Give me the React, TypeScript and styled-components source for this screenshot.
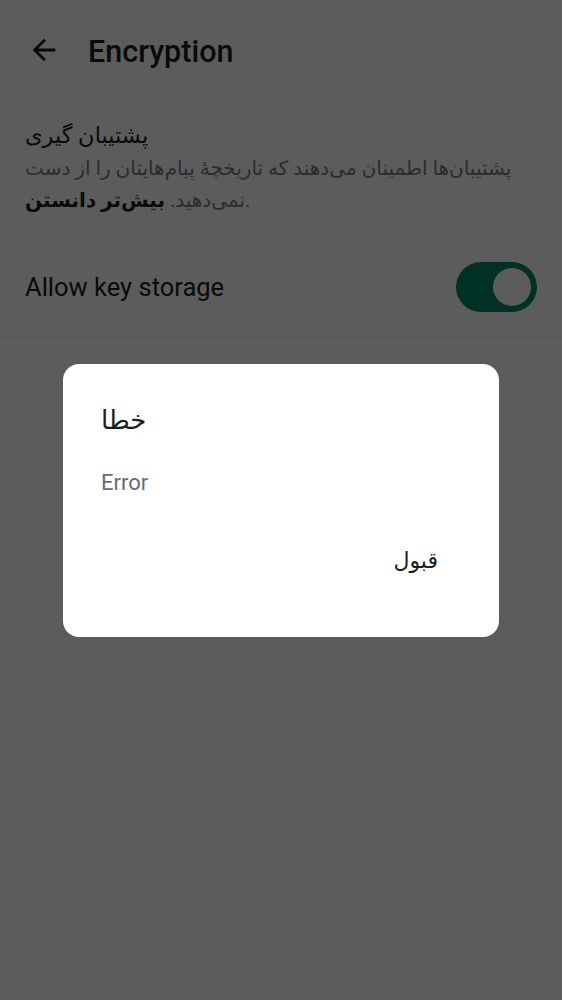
import React from 'react';
import styled, { createGlobalStyle } from 'styled-components';

const GlobalStyle = createGlobalStyle`
  html, body {
    margin: 0;
    padding: 0;
    background: #ffffff;
  }
  body {
    font-family: Roboto, "DejaVu Sans", "Noto Sans", sans-serif;
    color: #1b1d22;
  }
`;

const Screen = styled.div`
  min-height: 100vh;
  background: #ffffff;
`;

const TopBar = styled.header`
  display: flex;
  align-items: center;
  height: 100px;
  padding-left: 26px;
  gap: 26px;
`;

const BackButton = styled.button`
  display: flex;
  align-items: center;
  justify-content: center;
  width: 36px;
  height: 36px;
  padding: 0;
  border: none;
  background: none;
  color: #1b1d22;
`;

const Title = styled.h1`
  margin: 0;
  font-size: 30.5px;
  font-weight: 500;
  padding-top: 2px;
`;

const Section = styled.section`
  padding: 18px 25px 0;
`;

const SectionTitle = styled.div`
  font-size: 22.5px;
  line-height: 34px;
  color: #1b1d22;
`;

const Description = styled.p`
  margin: 0;
  font-size: 20px;
  line-height: 32px;
  color: #737d8c;
  white-space: nowrap;

  b {
    color: #1b1d22;
    font-weight: 700;
  }
`;

const ToggleRow = styled.div`
  display: flex;
  align-items: center;
  justify-content: space-between;
  height: 100px;
  margin-top: 21px;
  padding: 0 25px;
  border-bottom: 1px solid #e3e8f0;
`;

const ToggleLabel = styled.span`
  font-size: 25.5px;
  color: #1b1d22;
`;

const Switch = styled.div<{ on: boolean }>`
  display: flex;
  align-items: center;
  justify-content: ${({ on }) => (on ? 'flex-end' : 'flex-start')};
  width: 81px;
  height: 50px;
  box-sizing: border-box;
  padding: 0 6px;
  border-radius: 25px;
  background: ${({ on }) => (on ? '#00866a' : '#c1c6cd')};
`;

const Thumb = styled.span`
  width: 38px;
  height: 38px;
  border-radius: 50%;
  background: #ffffff;
`;

const Scrim = styled.div`
  position: fixed;
  inset: 0;
  display: flex;
  align-items: center;
  justify-content: center;
  background: rgba(0, 0, 0, 0.64);
`;

const Dialog = styled.div`
  display: flex;
  flex-direction: column;
  width: 436px;
  height: 273px;
  box-sizing: border-box;
  padding: 38px 61px 0 38px;
  border-radius: 16px;
  background: #ffffff;
`;

const DialogTitle = styled.div`
  font-size: 26px;
  line-height: 36px;
  color: #1b1d22;
`;

const DialogBody = styled.div`
  margin-top: 31px;
  font-size: 22px;
  line-height: 28px;
  color: #656d77;
`;

const DialogActions = styled.div`
  display: flex;
  justify-content: flex-end;
  margin-top: 47px;
`;

const TextButton = styled.button`
  padding: 0;
  border: none;
  background: none;
  font-family: inherit;
  font-size: 22px;
  line-height: 34px;
  color: #1b1d22;
`;

const ArrowBack = () => (
  <svg width="34" height="34" viewBox="0 0 24 24" fill="currentColor">
    <path d="M20 11H7.83l5.59-5.59L12 4l-8 8 8 8 1.41-1.41L7.83 13H20v-2z" />
  </svg>
);

export default function App() {
  return (
    <>
      <GlobalStyle />
      <Screen>
        <TopBar>
          <BackButton aria-label="Back">
            <ArrowBack />
          </BackButton>
          <Title>Encryption</Title>
        </TopBar>

        <Section>
          <SectionTitle>پشتیبان گیری</SectionTitle>
          <Description>
            پشتیبان‌ها اطمینان می‌دهند که تاریخچهٔ پیام‌هایتان را از دست
            <br />
            نمی‌دهید. <b>بیش‌تر دانستن</b>.
          </Description>
        </Section>

        <ToggleRow>
          <ToggleLabel>Allow key storage</ToggleLabel>
          <Switch on>
            <Thumb />
          </Switch>
        </ToggleRow>
      </Screen>

      <Scrim>
        <Dialog role="dialog">
          <DialogTitle>خطا</DialogTitle>
          <DialogBody>Error</DialogBody>
          <DialogActions>
            <TextButton>قبول</TextButton>
          </DialogActions>
        </Dialog>
      </Scrim>
    </>
  );
}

····················

■ Task prompt ■
Strip out the pictures and quote the remaining data word for word.

■ Expected answer ■
Give me the React, TypeScript and styled-components source for this screenshot.
import React from 'react';
import styled, { createGlobalStyle } from 'styled-components';

const GlobalStyle = createGlobalStyle`
  html, body {
    margin: 0;
    padding: 0;
    background: #ffffff;
  }
  body {
    font-family: Roboto, "DejaVu Sans", "Noto Sans", sans-serif;
    color: #1b1d22;
  }
`;

const Screen = styled.div`
  min-height: 100vh;
  background: #ffffff;
`;

const TopBar = styled.header`
  display: flex;
  align-items: center;
  height: 100px;
  padding-left: 26px;
  gap: 26px;
`;

const BackButton = styled.button`
  display: flex;
  align-items: center;
  justify-content: center;
  width: 36px;
  height: 36px;
  padding: 0;
  border: none;
  background: none;
  color: #1b1d22;
`;

const Title = styled.h1`
  margin: 0;
  font-size: 30.5px;
  font-weight: 500;
  padding-top: 2px;
`;

const Section = styled.section`
  padding: 18px 25px 0;
`;

const SectionTitle = styled.div`
  font-size: 22.5px;
  line-height: 34px;
  color: #1b1d22;
`;

const Description = styled.p`
  margin: 0;
  font-size: 20px;
  line-height: 32px;
  color: #737d8c;
  white-space: nowrap;

  b {
    color: #1b1d22;
    font-weight: 700;
  }
`;

const ToggleRow = styled.div`
  display: flex;
  align-items: center;
  justify-content: space-between;
  height: 100px;
  margin-top: 21px;
  padding: 0 25px;
  border-bottom: 1px solid #e3e8f0;
`;

const ToggleLabel = styled.span`
  font-size: 25.5px;
  color: #1b1d22;
`;

const Switch = styled.div<{ on: boolean }>`
  display: flex;
  align-items: center;
  justify-content: ${({ on }) => (on ? 'flex-end' : 'flex-start')};
  width: 81px;
  height: 50px;
  box-sizing: border-box;
  padding: 0 6px;
  border-radius: 25px;
  background: ${({ on }) => (on ? '#00866a' : '#c1c6cd')};
`;

const Thumb = styled.span`
  width: 38px;
  height: 38px;
  border-radius: 50%;
  background: #ffffff;
`;

const Scrim = styled.div`
  position: fixed;
  inset: 0;
  display: flex;
  align-items: center;
  justify-content: center;
  background: rgba(0, 0, 0, 0.64);
`;

const Dialog = styled.div`
  display: flex;
  flex-direction: column;
  width: 436px;
  height: 273px;
  box-sizing: border-box;
  padding: 38px 61px 0 38px;
  border-radius: 16px;
  background: #ffffff;
`;

const DialogTitle = styled.div`
  font-size: 26px;
  line-height: 36px;
  color: #1b1d22;
`;

const DialogBody = styled.div`
  margin-top: 31px;
  font-size: 22px;
  line-height: 28px;
  color: #656d77;
`;

const DialogActions = styled.div`
  display: flex;
  justify-content: flex-end;
  margin-top: 47px;
`;

const TextButton = styled.button`
  padding: 0;
  border: none;
  background: none;
  font-family: inherit;
  font-size: 22px;
  line-height: 34px;
  color: #1b1d22;
`;

const ArrowBack = () => (
  <svg width="34" height="34" viewBox="0 0 24 24" fill="currentColor">
    <path d="M20 11H7.83l5.59-5.59L12 4l-8 8 8 8 1.41-1.41L7.83 13H20v-2z" />
  </svg>
);

export default function App() {
  return (
    <>
      <GlobalStyle />
      <Screen>
        <TopBar>
          <BackButton aria-label="Back">
            <ArrowBack />
          </BackButton>
          <Title>Encryption</Title>
        </TopBar>

        <Section>
          <SectionTitle>پشتیبان گیری</SectionTitle>
          <Description>
            پشتیبان‌ها اطمینان می‌دهند که تاریخچهٔ پیام‌هایتان را از دست
            <br />
            نمی‌دهید. <b>بیش‌تر دانستن</b>.
          </Description>
        </Section>

        <ToggleRow>
          <ToggleLabel>Allow key storage</ToggleLabel>
          <Switch on>
            <Thumb />
          </Switch>
        </ToggleRow>
      </Screen>

      <Scrim>
        <Dialog role="dialog">
          <DialogTitle>خطا</DialogTitle>
          <DialogBody>Error</DialogBody>
          <DialogActions>
            <TextButton>قبول</TextButton>
          </DialogActions>
        </Dialog>
      </Scrim>
    </>
  );
}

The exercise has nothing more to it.